The php etl also provides a basic http client operation, this operation will allow us to get or push data using rest api’s.

Let’s call a mock api returning a list of users.

Using response_is_json allow us to decode the json returned by the api automatically. option_key will allow us to pass additional options to the query. This can be used to add dynamic headers, or data that needs to be posted. If response_key is set that the response data will be added to the original data object. If not the response will replace the input data.

  get-from-api:
    operation: http
    options:
      url: https://63b687951907f863aaf90ab1.mockapi.io/test
      method: GET
      response_is_json: true
      option_key: ~
      response_key: ~
      options:
        headers: {'Accept': 'application/json'}

This will return a single DataItem with all the users of the api. We will need to split this item in order to process each users individually.

  split-item:
    operation: split-item
    options:
      keys: ['content']
      singleElement: true

Now we can write the users into the csv file, as we have done so in our previous examples.

Complete Code

chain:
  get-from-api:
    operation: http
    options:
      url: https://63b687951907f863aaf90ab1.mockapi.io/test
      method: GET
      response_is_json: true
      option_key: ~
      response_key: ~
      options:
        headers: {'Accept': 'application/json'}

  split-item:
    operation: split-item
    options:
      keys: ['content']
      singleElement: true

  write-new-file:
    operation: csv-write
    options:
      file: "output.csv"

Transform the data before writing it.

Previously we fetched from a mock api all the users, what if we need to call individual api’s for each user id. In order to achieve this we need the url of our api to be “dynamic” as at each execution we need to use another user id.
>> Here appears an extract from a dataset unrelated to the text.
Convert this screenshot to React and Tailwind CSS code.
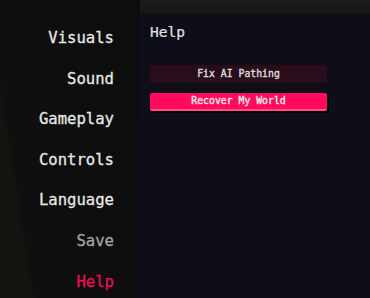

We can achieve this by using symfony expressions in the url key. To tell the operation that a symfony expression is being used just prefix it with a @. (! is for using values from the input, @ is for using data from the current data. All fields do not support @ as it’s handled by each operation. but all fields support ! as it’s generated before the etl starts processing).

We will also change the option_key, if not our data (id = 1), will be sent into the options of the HttpClient, which will cause an error. Having an invalid key here will allow us not to have any options.

Let us note that this operation runs multiple queries with concurrency. A single Symfony HttpClient is created for this operation. And using the AsyncItems functionality of the ETL, we can run all the http requests in parallel.

  get-from-api:
    operation: http
    options:
      url: '@"https://63b687951907f863aaf90ab1.mockapi.io/test/"~data["id"]'
      method: GET
      response_is_json: true
      option_key: "-placeholder-"
      response_key: ~
      options:
        headers: {'Accept': 'application/json'}

Now we can write the users into the csv file, as we have done so in our previous examples.

Complete Code

chain:
  get-from-api:
    operation: http
    options:
      url: '@"https://63b687951907f863aaf90ab1.mockapi.io/test/"~data["id"]'
      method: GET
      response_is_json: true
      option_key: "-placeholder-"
      response_key: ~
      options:
        headers: {'Accept': 'application/json'}

  content-only:
    operation: rule-engine-transformer
    options:
      add: false # We want to replace all existing columns with our new columns.
      columns:
        createdAt:
          rules:
            - get: {field: ['content','createdAt']}
        name:
          rules:
            - get: {field: ['content','name']}
        avatar:
          rules:
            - get: {field: ['content','avatar']}
        id:
          rules:
            - get: {field: ['content','id']}

  write-new-file:
    operation: csv-write
    options:
      file: "output.csv"